Наше поколение вернётся, сдав оружие и звеня орденами, рассказывая гордо боевые случаи, — а младшие братья только скривятся: эх вы, недотёпы!..

Конец второй части.


[153] Это к удовлетворению тех, кто удивляется и упрекает: почему не боролись?

[154] Это, кажется, названо "культ личности Сталина"?

[155] За то всё, правда, шпанка (уголовная масса) называла профессиональных революционеров "паршивыми дворянишками". (П. Ф. Якубович.)

[156] В. И. Иванов (ныне в Ухте) девять раз получал 162-ю (воровство), пять раз 82-ю (побег), всего 37 лет заключения — и «отбыл» их за пять-шесть лет.

[157] Фраер — это не вор, то есть не «Человек» (с большой буквы). Ну, попросту: фраера — это остальное, не воровское человечество.

[158] Бобры — богатые зэки с «барахлом» и бациллами, то есть с жирами.

[159] "История моего современника", Собр. соч., М, 1955, т. VII, стр. 166

[160] УСВИТЛ — Управление Северо-Восточных (то есть колымских) ИсправТрудЛагерей.

[161] Эй, "Трибунал Военных Преступлений" Бертрана Рассела! Что же вы, что ж вы материальчик не берёте?! Аль вам не подходит?

[162] "С понтом" — с очень важным (но ложным) видом.

[163] КВЧ — Культурно-Воспитательная Часть, отдел лагерной администрации.

[164] Ведь когда-нибудь же и в памятниках отобразится такая потайная, такая почти уже затерянная история нашего Архипелага! Мне, например, всегда рисуется ещё один: где-то на Колыме, на высоте — огромнейший Сталин, такого размера, каким он сам бы мечтал себя видеть, — с многометровыми усами, с оскалом лагерного коменданта, одной рукой натягивает возжи, другою размахнулся кнутом стегать по упряжке — упряжке из сотен людей, запряжённых по пятеро и тянущих лямки. На краю Чукотки около Берингова пролива это тоже бы очень выглядело. (Уже это было написано, когда я прочёл "Барельеф на скале" Алдан-Семёнова, даже в подцензурной лагерной повести там сходное есть. Рассказывают, что на жигулёвской горе Могутова, над Волгой, в километре от лагеря, тоже был масляными красками на скале нарисован для пароходов огромный Сталин.)

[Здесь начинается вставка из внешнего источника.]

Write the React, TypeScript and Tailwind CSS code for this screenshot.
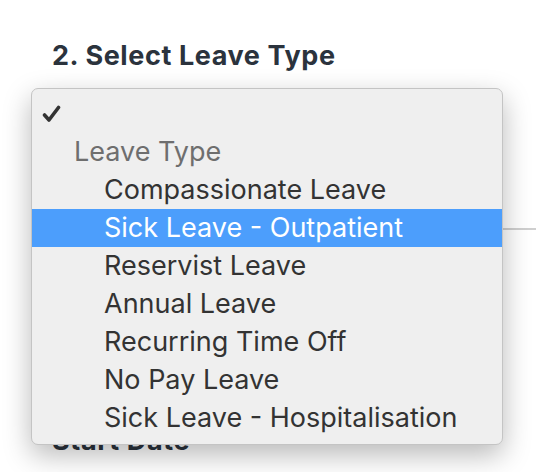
const options = [
  "Compassionate Leave",
  "Sick Leave - Outpatient",
  "Reservist Leave",
  "Annual Leave",
  "Recurring Time Off",
  "No Pay Leave",
  "Sick Leave - Hospitalisation",
];

const selected = "Sick Leave - Outpatient";

const App = () => {
  return (
    <div className="relative h-[472px] w-[536px] overflow-hidden bg-white font-['Inter',sans-serif]">
      <div className="pl-[52px] pt-[38px]">
        <h2 className="text-[27px] font-bold leading-[36px] tracking-[0.6px] text-[#2b333d]">
          2. Select Leave Type
        </h2>
        {/* field under the open menu */}
        <div className="mt-[154px] h-[2px] w-full bg-[#cfcfcf]" />
        <h2 className="mt-[193px] text-[27px] font-bold leading-[36px] tracking-[0.6px] text-[#2b333d]">
          Start Date
        </h2>
      </div>

      {/* open native-style select menu */}
      <div className="absolute left-[31px] top-[88px] w-[472px] rounded-[7px] border border-[#c4c4c4] bg-[#efefef] pt-[6px] pb-[7px] shadow-[0_10px_28px_rgba(0,0,0,0.28)] font-['Inter',sans-serif]">
        <div className="flex h-[38px] items-center pl-[10px] text-[#333]">
          <svg width="19" height="18" viewBox="0 0 19 18" fill="none">
            <path
              d="M2.5 10 L7 15 L16.5 2.5"
              stroke="#333333"
              strokeWidth="3.6"
              strokeLinecap="round"
              strokeLinejoin="round"
            />
          </svg>
        </div>
        <div className="flex h-[38px] items-center pl-[42px] text-[27px] text-[#6e6e6e]">
          Leave Type
        </div>
        {options.map((opt) => (
          <div
            key={opt}
            className={
              opt === selected
                ? "flex h-[38px] items-center bg-[#4c9efc] pl-[72px] text-[27px] text-white"
                : "flex h-[38px] items-center pl-[72px] text-[27px] text-[#333333]"
            }
          >
            {opt}
          </div>
        ))}
      </div>
    </div>
  );
};

export default App;
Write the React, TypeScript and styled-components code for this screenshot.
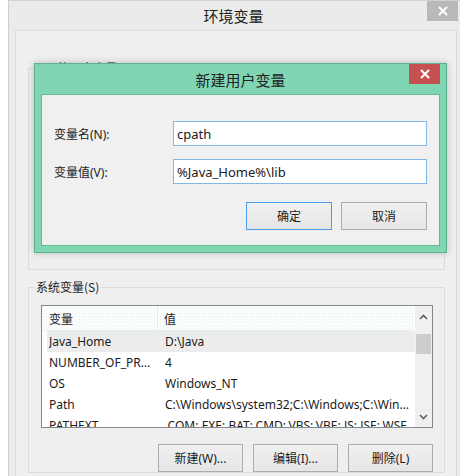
import React from 'react';
import styled, { createGlobalStyle } from 'styled-components';

const GlobalStyle = createGlobalStyle`
  html, body {
    margin: 0;
    padding: 0;
    background: #ffffff;
    width: 460px;
    height: 476px;
    overflow: hidden;
  }
  body {
    font-family: "Noto Sans", "Noto Sans CJK SC", sans-serif;
    font-size: 12px;
    color: #1b1b1b;
  }
`;

const Window = styled.div`
  position: relative;
  margin-left: 8px;
  width: 451px;
  height: 475px;
  border-left: 1px solid #cdcdcd;
  border-top: 1px solid #d2d2d2;
  background: #ebebeb;
  overflow: hidden;
  display: flex;
  flex-direction: column;
`;

const TitleBar = styled.div<{ $height: number; $bg: string }>`
  display: flex;
  align-items: flex-start;
  height: ${(p) => p.$height}px;
  background: ${(p) => p.$bg};
  flex-shrink: 0;
`;

const Title = styled.div<{ $top: number }>`
  flex: 1;
  text-align: center;
  padding-left: 31px;
  padding-top: ${(p) => p.$top}px;
  font-family: "Noto Sans CJK SC", sans-serif;
  font-size: 15px;
  line-height: 20px;
  color: #222;
`;

const CloseButton = styled.div<{ $bg: string; $right: number }>`
  width: 31px;
  height: 20px;
  margin-right: ${(p) => p.$right}px;
  background: ${(p) => p.$bg};
  display: flex;
  align-items: center;
  justify-content: center;
`;

const Panel = styled.div`
  flex: 1;
  margin: 0 3px 0 6px;
  background: #efefef;
  border: 1px solid #dadada;
  border-bottom: none;
  padding: 29px 11px 0 12px;
  display: flex;
  flex-direction: column;
  gap: 9px;
`;

const Group = styled.fieldset`
  margin: 0;
  padding: 0;
  border: 1px solid #dcdcdc;
  min-width: 0;
`;

const Legend = styled.legend`
  margin-left: 5px;
  padding: 0 2px;
  font-family: "Noto Sans CJK SC", sans-serif;
  font-size: 12px;
  line-height: 16px;
  color: #1b1b1b;
`;

const GroupBody = styled.div<{ $height?: number }>`
  padding: 10px 11px 0 12px;
  ${(p) => (p.$height ? `height: ${p.$height}px;` : '')}
  box-sizing: border-box;
`;

const List = styled.div`
  height: 123px;
  border: 1px solid #828790;
  background: #ffffff;
  display: flex;
  box-sizing: border-box;
`;

const ListMain = styled.div`
  flex: 1;
  min-width: 0;
  overflow: hidden;
`;

const HeaderRow = styled.div`
  display: grid;
  grid-template-columns: 116px minmax(0, 1fr);
  height: 24px;
  margin-right: 1px;
  border-bottom: 1px solid #e3edf4;
  background-color: #fbfdfd;
  background-image: radial-gradient(#e6eff2 0.6px, transparent 0.8px);
  background-size: 3px 3px;
`;

const HeaderCell = styled.div<{ $divider?: boolean }>`
  padding-left: ${(p) => (p.$divider ? 6 : 7)}px;
  border-right: ${(p) => (p.$divider ? 'none' : '1px solid #e3edf4')};
  display: flex;
  align-items: center;
  font-family: "Noto Sans CJK SC", sans-serif;
`;

const Row = styled.div<{ $selected?: boolean }>`
  display: grid;
  grid-template-columns: 116px minmax(0, 1fr);
  height: 21px;
  margin-left: 5px;
  padding-left: 2px;
  align-items: center;
  background: ${(p) => (p.$selected ? '#ececec' : 'transparent')};
  white-space: nowrap;
`;

const Cell = styled.div<{ $pad: number }>`
  overflow: hidden;
  text-overflow: ellipsis;
  white-space: nowrap;
  padding-right: ${(p) => p.$pad}px;
`;

const ScrollBar = styled.div`
  width: 17px;
  flex-shrink: 0;
  background: #f0f0f0;
  display: flex;
  flex-direction: column;
`;

const ScrollArrow = styled.div<{ $height: number }>`
  height: ${(p) => p.$height}px;
  display: flex;
  align-items: center;
  justify-content: center;
`;

const ScrollTrack = styled.div`
  flex: 1;
  padding: 0 1px;
`;

const Thumb = styled.div`
  height: 20px;
  background: #cdcdcd;
`;

const ButtonRow = styled.div<{ $gap: number; $top: number }>`
  display: flex;
  justify-content: flex-end;
  gap: ${(p) => p.$gap}px;
  margin-top: ${(p) => p.$top}px;
`;

const Button = styled.div<{ $primary?: boolean; $width: number }>`
  width: ${(p) => p.$width}px;
  height: 28px;
  box-sizing: border-box;
  border: 1px solid ${(p) => (p.$primary ? '#4d9ae8' : '#acacac')};
  background: linear-gradient(#f0f0f0, #e6e6e6);
  display: flex;
  align-items: center;
  justify-content: center;
  font-family: "Noto Sans", "Noto Sans CJK SC", sans-serif;
  font-size: 12px;
  color: #1b1b1b;
`;

const Dialog = styled.div`
  position: absolute;
  left: 25px;
  top: 62px;
  width: 413px;
  height: 190px;
  box-sizing: border-box;
  background: #80d6b2;
  border: 1px solid #5fb08e;
  box-shadow: 0 0 7px rgba(0, 0, 0, 0.22);
  display: flex;
  flex-direction: column;
  padding: 0 6px 6px 6px;
`;

const DialogBody = styled.div`
  flex: 1;
  background: #f0f0f0;
  border: 1px solid #68b892;
  padding: 26px 12px 0 12px;
`;

const FormGrid = styled.div`
  display: grid;
  grid-template-columns: 119px 254px;
  row-gap: 13px;
  align-items: center;
`;

const Label = styled.div`
  font-family: "Noto Sans", "Noto Sans CJK SC", sans-serif;
`;

const Input = styled.div`
  height: 25px;
  box-sizing: border-box;
  border: 1px solid #84b6ea;
  background: #ffffff;
  padding-left: 3px;
  display: flex;
  align-items: center;
  font-size: 13px;
`;

const CloseIcon = () => (
  <svg width="10" height="10" viewBox="0 0 10 10">
    <path d="M1 1 L9 9 M9 1 L1 9" stroke="#ffffff" strokeWidth="2" />
  </svg>
);

const Chevron = ({ up }: { up?: boolean }) => (
  <svg width="9" height="6" viewBox="0 0 9 6">
    <path
      d={up ? 'M1 5 L4.5 1.5 L8 5' : 'M1 1 L4.5 4.5 L8 1'}
      stroke="#606060"
      strokeWidth="1.6"
      fill="none"
    />
  </svg>
);

const rows = [
  { name: 'Java_Home', value: 'D:\\Java', selected: true },
  { name: 'NUMBER_OF_PROCESSORS', value: '4' },
  { name: 'OS', value: 'Windows_NT' },
  { name: 'Path', value: 'C:\\Windows\\system32;C:\\Windows;C:\\Windows\\System32\\Wbem' },
  { name: 'PATHEXT', value: '.COM;.EXE;.BAT;.CMD;.VBS;.VBE;.JS;.JSE;.WSF' },
];

const App: React.FC = () => {
  return (
    <>
      <GlobalStyle />
      <Window>
        <TitleBar $height={29} $bg="#ebebeb">
          <Title $top={5}>环境变量</Title>
          <CloseButton $bg="#b9b9b9" $right={2}>
            <CloseIcon />
          </CloseButton>
        </TitleBar>
        <Panel>
          <Group>
            <Legend>lsw 的用户变量(U)</Legend>
            <GroupBody $height={193} />
          </Group>
          <Group>
            <Legend>系统变量(S)</Legend>
            <GroupBody>
              <List>
                <ListMain>
                  <HeaderRow>
                    <HeaderCell>变量</HeaderCell>
                    <HeaderCell $divider>值</HeaderCell>
                  </HeaderRow>
                  {rows.map((r) => (
                    <Row key={r.name} $selected={r.selected}>
                      <Cell $pad={10}>{r.name}</Cell>
                      <Cell $pad={4}>{r.value}</Cell>
                    </Row>
                  ))}
                </ListMain>
                <ScrollBar>
                  <ScrollArrow $height={21}>
                    <Chevron up />
                  </ScrollArrow>
                  <ScrollTrack>
                    <Thumb style={{ marginTop: 7 }} />
                  </ScrollTrack>
                  <ScrollArrow $height={20}>
                    <Chevron />
                  </ScrollArrow>
                </ScrollBar>
              </List>
              <ButtonRow $gap={10} $top={16}>
                <Button $width={85}>新建(W)...</Button>
                <Button $width={85}>编辑(I)...</Button>
                <Button $width={85}>删除(L)</Button>
              </ButtonRow>
            </GroupBody>
          </Group>
        </Panel>
        <Dialog>
          <TitleBar $height={30} $bg="transparent">
            <Title $top={6}>新建用户变量</Title>
            <CloseButton $bg="#c75050" $right={0}>
              <CloseIcon />
            </CloseButton>
          </TitleBar>
          <DialogBody>
            <FormGrid>
              <Label>变量名(N):</Label>
              <Input>cpath</Input>
              <Label>变量值(V):</Label>
              <Input>%Java_Home%\lib</Input>
            </FormGrid>
            <ButtonRow $gap={9} $top={18}>
              <Button $primary $width={86}>确定</Button>
              <Button $width={86}>取消</Button>
            </ButtonRow>
          </DialogBody>
        </Dialog>
      </Window>
    </>
  );
};

export default App;
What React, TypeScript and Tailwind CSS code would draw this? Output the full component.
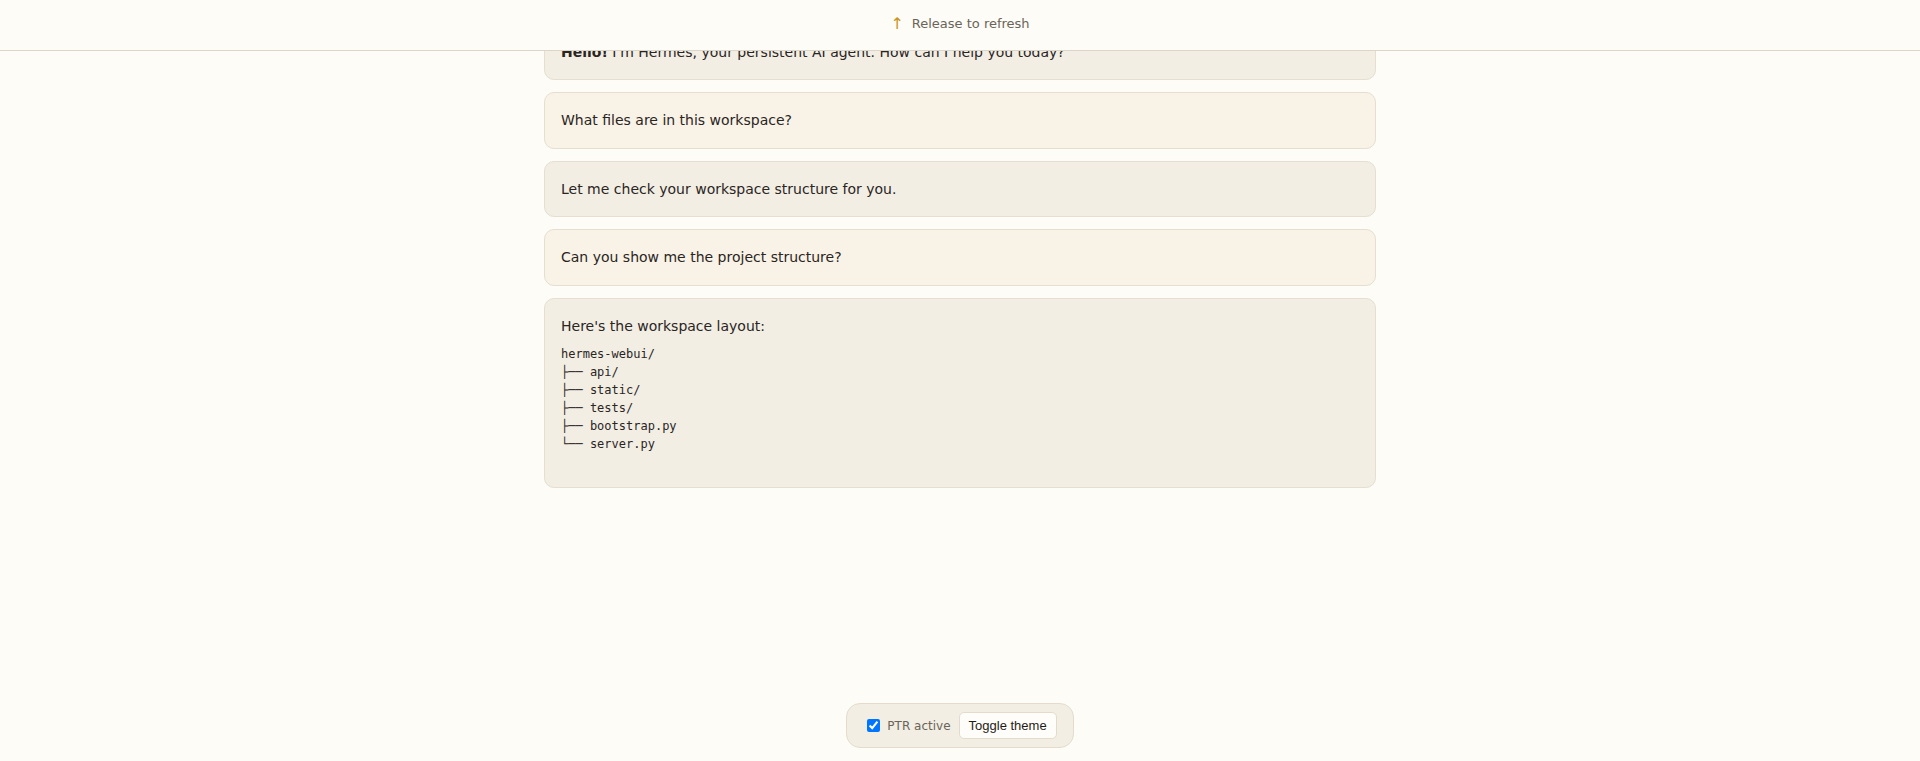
import React, { useState } from 'react';

interface Message {
  id: number;
  role: 'user' | 'assistant';
  text: React.ReactNode;
  code?: string;
}

const TREE = `hermes-webui/
├── api/
├── static/
├── tests/
├── bootstrap.py
└── server.py`;

const messages: Message[] = [
  {
    id: 1,
    role: 'assistant',
    text: (
      <>
        <strong className="font-bold">Hello!</strong> I'm Hermes, your persistent AI agent. How can I help you today?
      </>
    ),
  },
  { id: 2, role: 'user', text: 'What files are in this workspace?' },
  { id: 3, role: 'assistant', text: 'Let me check your workspace structure for you.' },
  { id: 4, role: 'user', text: 'Can you show me the project structure?' },
  { id: 5, role: 'assistant', text: "Here's the workspace layout:", code: TREE },
];

function MessageCard({ msg }: { msg: Message }) {
  const bg = msg.role === 'user' ? 'bg-[#f9f2e6]' : 'bg-[#f2eee4]';
  return (
    <div className={`${bg} mb-3 rounded-[10px] border border-[#e6dfd1] px-4 py-4 text-[14px] leading-[1.6] text-[#2a251f]`}>
      <p>{msg.text}</p>
      {msg.code && (
        <pre className="mt-[8px] pb-[18px] font-['DejaVu_Sans_Mono',monospace] text-[12px] leading-[18px] text-[#2a251f]">
          {msg.code}
        </pre>
      )}
    </div>
  );
}

export default function App() {
  const [ptr, setPtr] = useState(true);

  return (
    <div className="min-h-[761px] bg-[#fdfcf7] font-['DejaVu_Sans',sans-serif]">
      {/* pull-to-refresh indicator */}
      <div className="fixed inset-x-0 top-0 z-10 h-[51px] border-b border-[#dcd6ca] bg-[#fdfcf7]">
        <div className="flex items-center justify-center gap-[8px] pt-[14px] text-[13px] text-[#6b6459]">
          <span className="text-[16px] leading-none text-[#c9961c]">↑</span>
          <span>Release to refresh</span>
        </div>
      </div>

      <main className="mx-auto w-[832px] pt-[24px]">
        {messages.map((m) => (
          <MessageCard key={m.id} msg={m} />
        ))}
      </main>

      <div className="fixed inset-x-0 bottom-[13px] flex justify-center">
        <div className="flex items-center gap-[8px] rounded-[14px] border border-[#e3dccd] bg-[#f2eee4] px-4 py-2">
          <label className="flex items-center gap-[4px] text-[12px] text-[#6b6459]">
            <input
              type="checkbox"
              checked={ptr}
              onChange={(e) => setPtr(e.target.checked)}
              className="m-[3px] ml-[4px] h-[13px] w-[13px]"
            />
            PTR active
          </label>
          <button className="h-[27px] rounded-[5px] border border-[#e3dccd] bg-[#fffdf9] px-[9px] font-['Liberation_Sans',Arial,sans-serif] text-[13px] text-[#1f1c18]">
            Toggle theme
          </button>
        </div>
      </div>
    </div>
  );
}
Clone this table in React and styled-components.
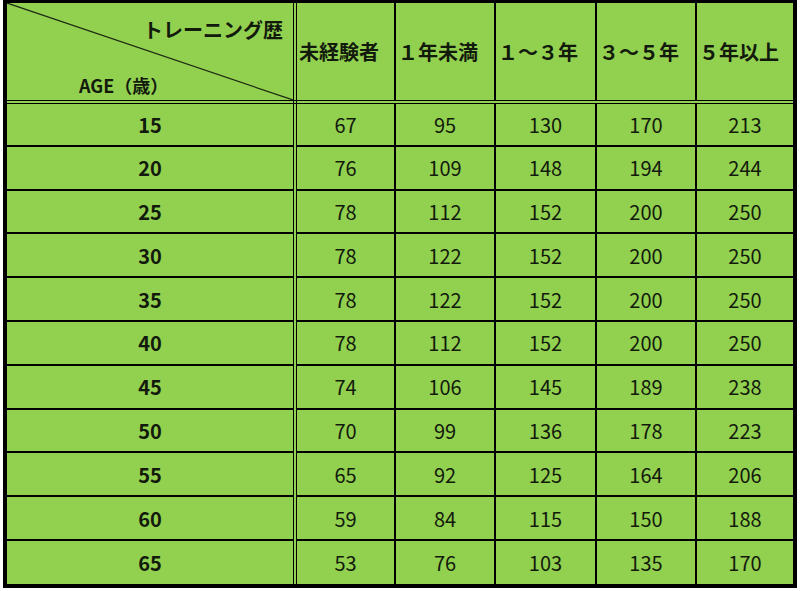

[165] С тех пор спрашивал я случайно-знакомых шведов или едущих в Швецию: как найти такую семью? слышали ли о таком пропавшем человеке? В ответ мне только улыбались: Андерсен в Швеции — всё равно что Иванов в России, а миллиардера такого нет. И только сейчас, через 22 года, перечитывая эту книгу, я вдруг просветился: да ведь настоящие имя-фамилию ему конечно запретили называть! его конечно же предупредил Абакумов, что в этом случае уничтожит его! И пошёл он по пересылкам как шведский Иванов. И только не запрещёнными побочными деталями своей биографии оставлял в памяти случайных встречных след о своей погубленной жизни. Вернее, спасти её он ещё надеялся — по-человечески, как миллионы кроликов этой книги: пока пересидит, а там возмущённый Запад освободит его. Он не понимал крепости Востока. И не понимал, что такого свидетеля, проявившего такую твёрдость, не виданную для рыхлого Запада, — не освободят никогда. А ведь жив, может быть, ещё и сегодня. (Примечание 1972 года)

[166] Пайка, гарантируемая ГУЛАГом при отсутствии работы.

[167] Полуцветной — примыкающий к воровскому миру по духу, старающийся перенимать, но ещё не вошедший в воровской закон.

[168] Впрочем, как пишет П. Якубович о «сухарниках», продажа сроков бывала и в прошлом веке, это — старый тюремный трюк.

[169] Его письмо ко мне, "Литературная газета", 29.11.62

[170] П. Якубович. "В мире отверженных". М, 1964

[171] В. И. Ленин в 1897 году садился на "Святого Николая" в пассажирском порту как вольный.

[172] Не откликается, сгинул Костя Киула. Боюсь, что нет его в живых.

[173] Четвёртый Спецотдел МВД занимался разработкой научных проблем силами заключённых.